レジェ・クシオの中には、外からいろいろなものを持ち込む者が大勢います。そうした物品の提供場所として、空いている建物の中で突発的に商店のようなものが作られることがあります。そのような商店はレジェ・クシオの管理側からはグレーゾーンギリギリなので、場所を特定せずゲリラ的に開催され、ある程度の時間で閉じられます。品物が少ない場合は1人で露店のようなことをやるメギドもいますが、これはメギドラル的には相当危ない行為です。ただ、統一議会前後はメギドが多く出入りするため、商店は飛躍的に増え、管理側もあえて無視することが多くなります。
商店の中で特に多いのが、武器屋に相当するものです。武器の所持や持ち込みはレジェ・クシオでは特に制限されていないので、ここで変わったものや掘り出しものを求めるメギドも多いのです。ときには、武器や道具を作ることを専門にしているメギドが出品していることもありますが、多くは軍団の一員が死んだときに残したものを処分するためのものです。これらは同じ場所で同じ時間にあるというものではなく、たまたま空いている場所を見つけたメギドがたまたま処分したいものを出品しているだけなので、知らないと行けないし、たまたまそれを知るという機会もそうあることではありません。ヴィータの街のように、ここには店があるというような導線が用意されているわけでもありません。情報源は口コミだけです。それでも、なぜか武器や道具の類は多くのメギドたちに行き渡っているようです。
トイレだけは、ヴィータ体の生活に必要なものなので多数の施設が用意され、案内のようなものまで出ています。身体から出されたものは、すべて地下で処理されます。そこには特別に行動を許された虫のような幻獣がいて、出されたものを自身の分泌液で固めて巨大なゼリーのようにしてしまいます。それを一か所に運んで、まとめて分解してフォトンを取り出し、残った残骸は自分で食べたり繁殖に利用したりします。

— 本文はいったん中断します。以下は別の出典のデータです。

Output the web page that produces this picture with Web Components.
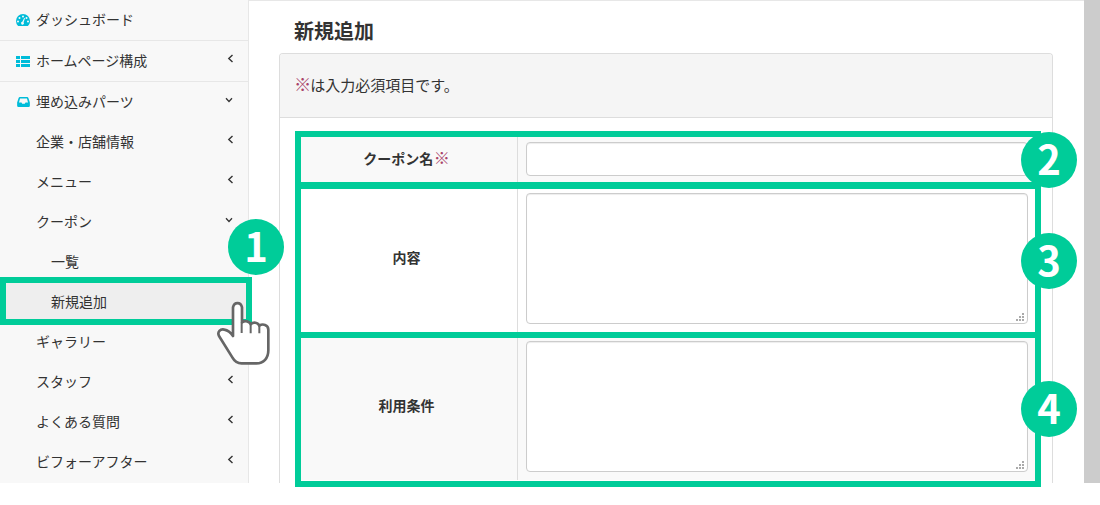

ここで取り出されたフォトンは、別の幻獣を経由して仕事を任されたメギドに渡されて議会へと運ばれますが、そこで大部分は携帯フォトンとなって再利用されます。それらは主に議会からの補填や報酬として分配されます。実は、マラコーダから受け取ったソロモンたちの携帯フォトンは、もとはと言えばそのように作られたものだったのです。このことは8魔星マモンも含めてメギド72のメギドたちは誰も知りません。